Приезда этой пациентки доктор Шварц ждал с тревогой. Серьезной болезни не подозревал, но знал этот тип, этих дочек нуворишей из разворованных государств. Он ожидал встретить гламурное и наглое порождение ночных клубов с богатым опытом приема психотропных веществ, от которых, предполагал он, и начались приступы, напугавшие родителей. А приехало дитя, солнечное дитя – волосы пшеничные, пушистые; большие глаза среди светлых ресниц – длинных и густых, какие бывают у младенцев. Слишком светлые ресницы, слишком неправильное личико, чтобы быть женским, и тело слишком маленькое, чтобы быть женским, неровный румянец на светлой коже, каждая точечка видна – до того кожа светлая. К тому же ни косметики, ни прочих уловок, никакого опыта – разве что опыт солнечного существования где-то там, где солнце не заходит, отчего эта ясная улыбка, согревающая любого, эта естественность, знание всех языков, всех книг, всех музеев, детская вредность, скрывающая покладистость.
Пусть отдыхает, думал он, больна не она, больны родители. Естественность – признак здоровья, неестественность – признак болезни. Ей везде будет хорошо, этому солнечному ребенку, но пусть будет здесь: пока она
здесь – лучше всем. (До burnout-а в нем, несомненно, сработала бы внутренняя сигнализация: социальная среда не подогнала индивида под себя, ergo индивид может представлять опасность.)
Утро в белой комнате Нины пронизано солнцем. Проснувшись, она следит за блестящими пылинками. Ресницы вздрагивают. Потом приподнимает голову и видит горы в окне. Ей нравится повисший в воздухе ледник. Она думает, куда пойдет сегодня. Шварц не знает, и никто из персонала не знает, куда она ходит, покидая разрешенные терренкуры, уходя с троп, дальше, в ущелье Марии и на скалы, где ей хорошо. Снизу, от пяток к клитору, от клитора к языку поднимаются радостные светлячки недозволенности. Она смеется. Потом смотрит на перламутровые облака, передвигающиеся вне логики ветра. Она бы осталась здесь надолго. Но нельзя – она помнит «Волшебную гору» Томаса Манна: один молодой человек застрял в таком месте чуть ли не навсегда, пока его на войну не выбросило уже престарелым, нет-нет-нет, перед ней вся ее большая молодость и большая жизнь, она вскакивает с кровати на пятки, ногами стягивает штаны пижамы. Открыть окно. Воздух с хрустальным звоном расправляет комнату. Птицы поют.

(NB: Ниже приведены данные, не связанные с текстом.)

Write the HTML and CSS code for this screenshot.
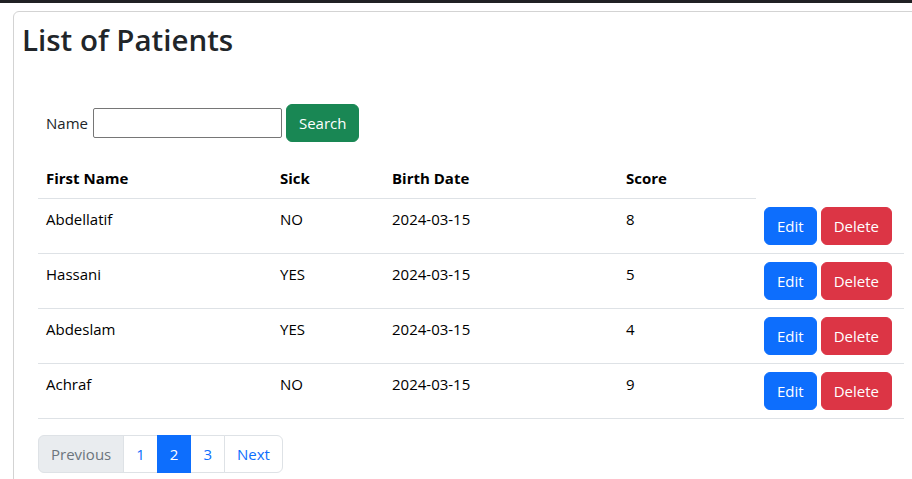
FILE: index.html
```html
<!DOCTYPE html>
<html>
<head>
<meta charset="utf-8">
<link rel="stylesheet" href="styles.css">
</head>
<body>
<div class="topbar"></div>
<div class="card">
  <h1 class="title">List of Patients</h1>
  <div class="content">
    <form class="search">
      <label class="label">Name</label>
      <input class="input" type="text">
      <button class="btn btn-green" type="button">Search</button>
    </form>
    <table class="table">
      <colgroup>
        <col class="c1"><col class="c2"><col class="c3"><col class="c4"><col class="c5">
      </colgroup>
      <thead>
        <tr><th>First Name</th><th>Sick</th><th>Birth Date</th><th>Score</th></tr>
      </thead>
      <tbody>
        <tr><td>Abdellatif</td><td>NO</td><td>2024-03-15</td><td>8</td><td class="actions"><button class="btn btn-blue">Edit</button><button class="btn btn-red">Delete</button></td></tr>
        <tr><td>Hassani</td><td>YES</td><td>2024-03-15</td><td>5</td><td class="actions"><button class="btn btn-blue">Edit</button><button class="btn btn-red">Delete</button></td></tr>
        <tr><td>Abdeslam</td><td>YES</td><td>2024-03-15</td><td>4</td><td class="actions"><button class="btn btn-blue">Edit</button><button class="btn btn-red">Delete</button></td></tr>
        <tr><td>Achraf</td><td>NO</td><td>2024-03-15</td><td>9</td><td class="actions"><button class="btn btn-blue">Edit</button><button class="btn btn-red">Delete</button></td></tr>
      </tbody>
    </table>
    <ul class="pagination">
      <li class="page disabled">Previous</li>
      <li class="page">1</li>
      <li class="page active">2</li>
      <li class="page">3</li>
      <li class="page">Next</li>
    </ul>
  </div>
</div>
</body>
</html>
```
FILE: styles.css
```css
* { box-sizing: border-box; }
html, body { margin: 0; padding: 0; background: #fff; overflow: hidden; }
body {
  font-family: "Open Sans", "Noto Sans", sans-serif;
  font-size: 15px;
  line-height: 24px;
  color: #212529;
}
.topbar { height: 3px; background: #202124; }
.card {
  margin: 8px 0 0 13px;
  width: 940px;
  height: 480px;
  border: 1px solid #d3d3d3;
  border-radius: 6px;
  padding: 9px 8px 0 8px;
}
.title {
  margin: 0;
  font-size: 29.5px;
  font-weight: 600;
  line-height: 38px;
  color: #212529;
}
.content { margin: 45px 0 0 16px; }
.search {
  display: flex;
  align-items: center;
  padding-left: 8px;
  margin-bottom: 16px;
}
.label { font-size: 15px; margin-right: 5px; }
.input {
  width: 189px;
  height: 30px;
  border: 1px solid #767676;
  border-radius: 2px;
  padding: 0 4px;
  margin-right: 4px;
  font: inherit;
}
.btn {
  display: inline-block;
  font-family: inherit;
  font-size: 15px;
  line-height: 24px;
  padding: 6px 12px;
  border: 1px solid transparent;
  border-radius: 6px;
  color: #fff;
  cursor: pointer;
}
.btn-green { background: #198754; border-color: #198754; }
.btn-blue { background: #0d6efd; border-color: #0d6efd; }
.btn-red { background: #dc3545; border-color: #dc3545; margin-left: 4px; }
.table {
  border-collapse: collapse;
  width: 866px;
  table-layout: fixed;
}
.c1 { width: 234px; }
.c2 { width: 112px; }
.c3 { width: 234px; }
.c4 { width: 138px; }
.c5 { width: 148px; }
.table th, .table td {
  text-align: left;
  vertical-align: top;
  padding: 8px;
  border-bottom: 1px solid #dee2e6;
  white-space: nowrap;
}
.table th { font-weight: 700; color: #000; }
.table td { color: #000; }
.pagination {
  list-style: none;
  margin: 16px 0 0 0;
  padding: 0;
  display: flex;
}
.page {
  padding: 6px 12px;
  border: 1px solid #dee2e6;
  margin-left: -1px;
  color: #0d6efd;
  background: #fff;
}
.page:first-child { margin-left: 0; border-radius: 6px 0 0 6px; }
.page:last-child { border-radius: 0 6px 6px 0; }
.page.disabled { background: #e9ecef; color: #6c757d; }
.page.active { background: #0d6efd; border-color: #0d6efd; color: #fff; position: relative; }
```
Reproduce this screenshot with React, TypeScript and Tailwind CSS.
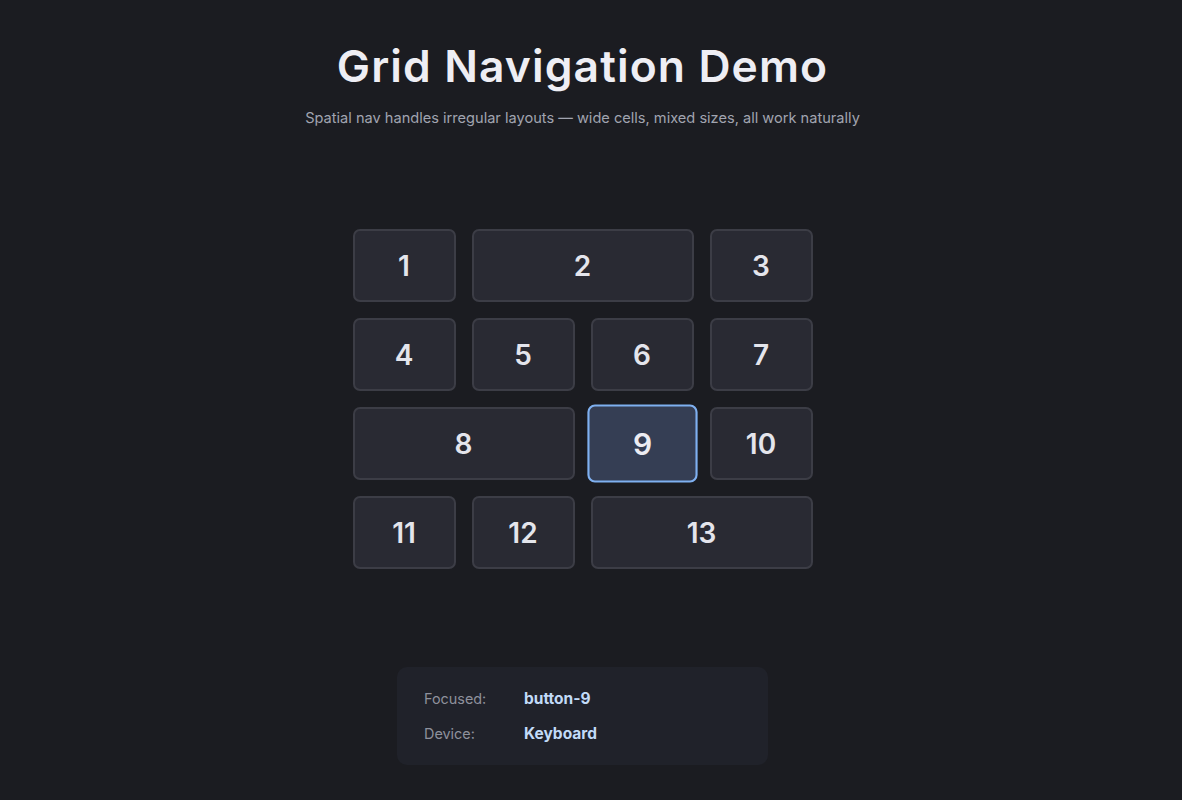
import React from "react";

const cells: { n: number; span: string; focused?: boolean }[] = [
  { n: 1, span: "col-span-1" },
  { n: 2, span: "col-span-2" },
  { n: 3, span: "col-span-1" },
  { n: 4, span: "col-span-1" },
  { n: 5, span: "col-span-1" },
  { n: 6, span: "col-span-1" },
  { n: 7, span: "col-span-1" },
  { n: 8, span: "col-span-2" },
  { n: 9, span: "col-span-1", focused: true },
  { n: 10, span: "col-span-1" },
  { n: 11, span: "col-span-1" },
  { n: 12, span: "col-span-1" },
  { n: 13, span: "col-span-2" },
];

export default function App() {
  return (
    <div
      className="min-h-screen w-full bg-[#1b1c21] flex flex-col items-center pr-[17px]"
      style={{ fontFamily: "Inter, 'Noto Sans', sans-serif" }}
    >
      <h1 className="mt-[38px] text-[44.4px] leading-[56px] font-semibold tracking-[0.025em] text-[#eeeef4]">
        Grid Navigation Demo
      </h1>
      <p className="mt-[13px] text-[14.6px] leading-[22px] text-[#a1a4b0]">
        Spatial nav handles irregular layouts — wide cells, mixed sizes, all work naturally
      </p>
      <div className="mt-[100px] grid grid-cols-4 gap-4 w-[460px] auto-rows-[73px]">
        {cells.map((c) => (
          <button
            key={c.n}
            className={
              c.span +
              " flex items-center justify-center rounded-[7px] text-[28px] font-semibold " +
              (c.focused
                ? "bg-[#353e54] border-2 border-[#7fb0f0] text-[#ececf2] scale-[1.07]"
                : "bg-[#292a33] border-2 border-[#3c3d46] text-[#e4e5ec]")
            }
          >
            {c.n}
          </button>
        ))}
      </div>
      <div className="mt-[98px] w-[371px] h-[98px] rounded-[10px] bg-[#20222a] px-[27px] py-[21px] flex flex-col gap-[13px] leading-[22px]">
        <div className="flex items-center">
          <span className="w-[100px] text-[14.4px] text-[#8e919c]">Focused:</span>
          <span className="text-[15.5px] font-bold text-[#c2dbf8]">button-9</span>
        </div>
        <div className="flex items-center">
          <span className="w-[100px] text-[14.4px] text-[#8e919c]">Device:</span>
          <span className="text-[15.5px] font-bold text-[#c2dbf8]">Keyboard</span>
        </div>
      </div>
    </div>
  );
}
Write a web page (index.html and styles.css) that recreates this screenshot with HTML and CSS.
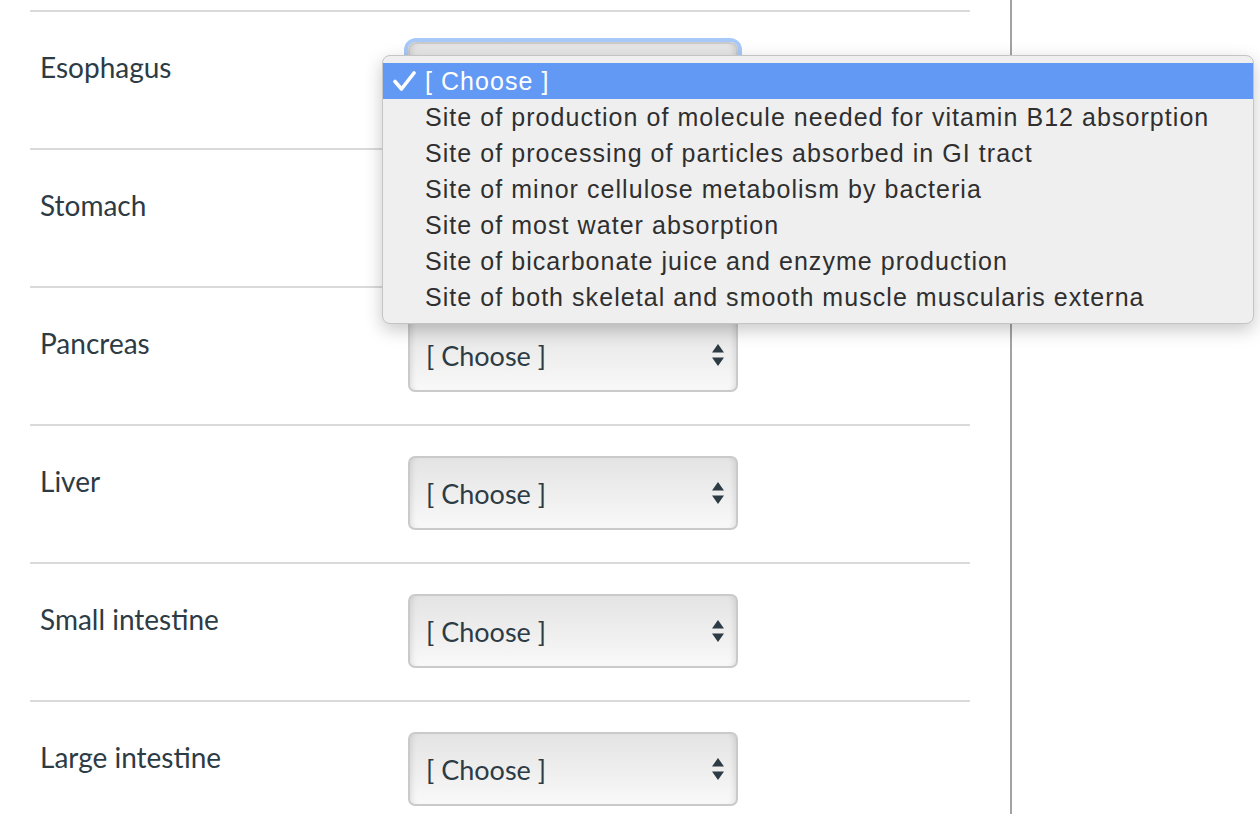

К завтраку спустилась в футболке и джинсах. Здесь каждый одевается так, как хочет. Софи, например, выходит в пеньюаре или в бальном платье. На Софи всегда драгоценности – колье, серьги, браслеты – даже за завтраком. Но все подобрано со вкусом, все идет к ее естественной седине, подчеркнутой специальной краской, к ее осанке и даже к зрелому – семьдесят девять – возрасту. Никто не находит наряды Софи странными: ей осталось слишком мало времени, чтобы тратить его на бесцветные брючки. Нина мысленно называет Софи «бриллиантовой бабулькой». «Мама с дочкой» (так обозначила их для себя, хотя уже знает, что мать – очень красивую женщину лет тридцати – следует называть мадам Каспари, а дочь – похожую на мать девочку с туманным взглядом – Мари) всегда одеты в светлое и простое – туники с леггинсами, льняные рубашки до колен и так далее. Кривенький француз Серж, как всегда, в пижаме. Американец (почему-то все его называют «Американец», имени не выяснили) – в чем-то растянутом и на вид удобном.